Requiring exact match between the three documents that comprise the three-way match. While it would be nice if the purchase order, the invoices and the receiving documents matched to the penny every single time, in reality, a perfect match is not always achieved. Investigating every discrepancy without regard to the amount adds time and significant expense to the AP process. Often, the cost of investigating the problem exceeds the amount of the discrepancy.
Consider implementing a variance or tolerance limit. Establish a variance limit where both AP and purchasing feel comfortable. Invoices that fail the three-way match, but whose discrepancies fall under this limit should be able to move on in the process. Of course, if a particular vendor’s invoices are always incorrect, purchasing should contact that vendor to encourage them to improve their invoicing practices.

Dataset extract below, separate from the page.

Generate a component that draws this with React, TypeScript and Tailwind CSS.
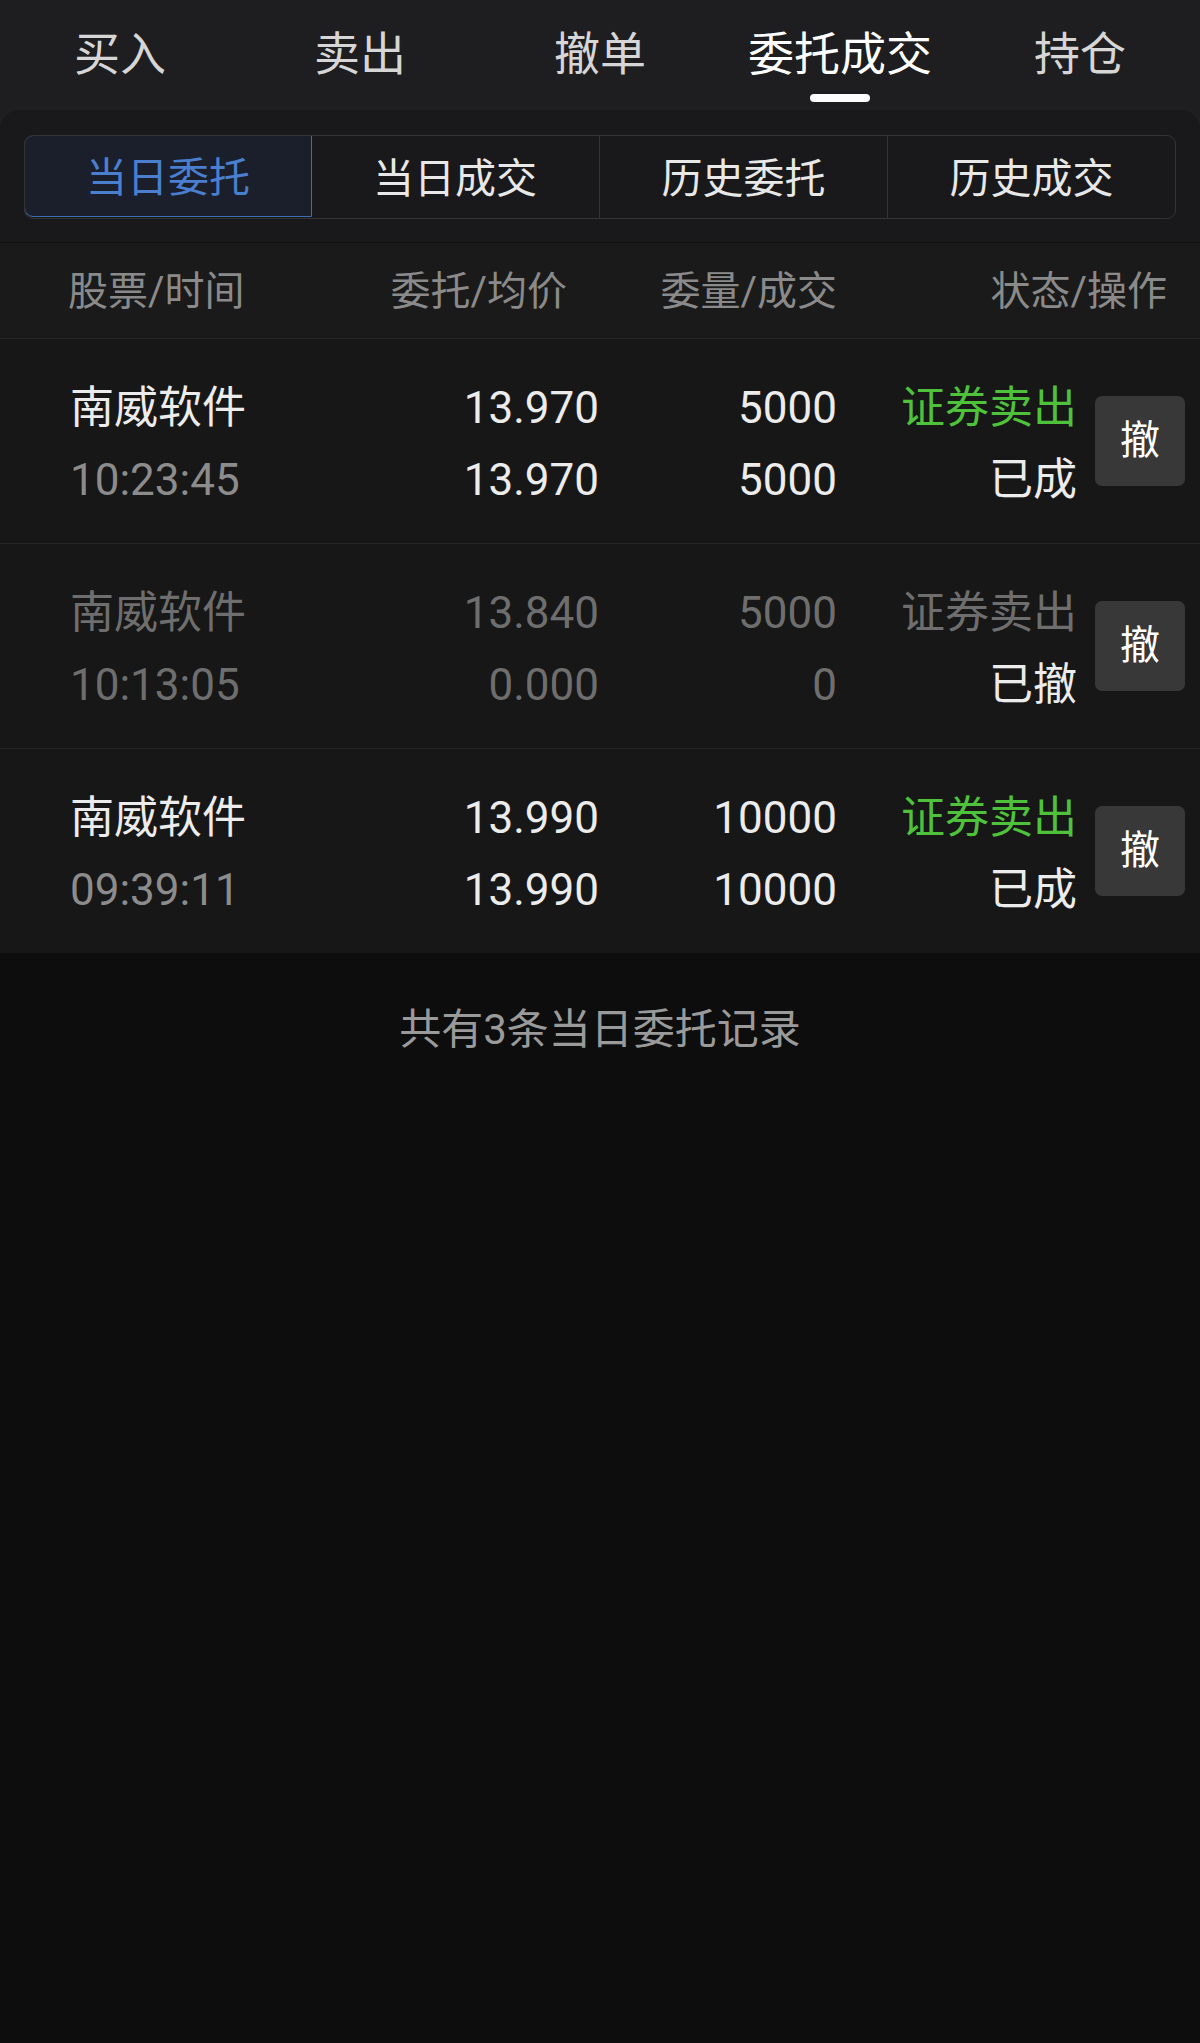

However, for most vendors, small differences are likely to wash over time, or simply not amount to a meaningful loss of dollars.
Requiring a review of voucher packages. Assuming that a match process exists for a PO-based invoice, and a non-PO-based invoice, looking at the voucher package is a process that adds little to the overall AP process.
Requiring approvals for all non-PO-based invoices. The approval process for non-PO-based invoices is likely the process that causes the most headaches for AP. Consider establishing a “negative assurance” process for these types of invoices, particularly those small dollar invoices. This recognizes that most invoices, once they arrive in AP, are approved.
Spending undue time tracking approvals on every invoice. Require that all invoices be sent directly to AP. Then, use e-mail to forward only those invoices needing approval to the appropriate employee. Indicate in your e-mail that if you do not hear back from them by a certain date, the invoice will be paid. When that date arrives, pay the invoice. If, in the unlikely event the approver indicates there is a problem with a particular invoice, then AP must handle the issue. This changes the process from tracking approvals on every invoice to working only the exceptions.
Requiring two signatures on checks over a certain amount. This is not necessarily a bad process, assuming that the signers actually review what they are signing. However, many organizations routinely require two signatures on far too many checks. Consider the value that this step is adding and consider eliminating it or raising the threshold.
Requiring many AP related reports to be run on a daily or weekly basis. The primary purpose of reporting is to provide information about how well AP is functioning. If the reports AP runs are not being reviewed in a timely manner, or if they provide little value, consider reviewing your reporting practices. Take a close look at the list of reports and eliminate those that are not useful. Then consider whether those that do have value are being run at the correct frequency. Maybe a daily report is needed, but in some cases a weekly or monthly review is sufficient.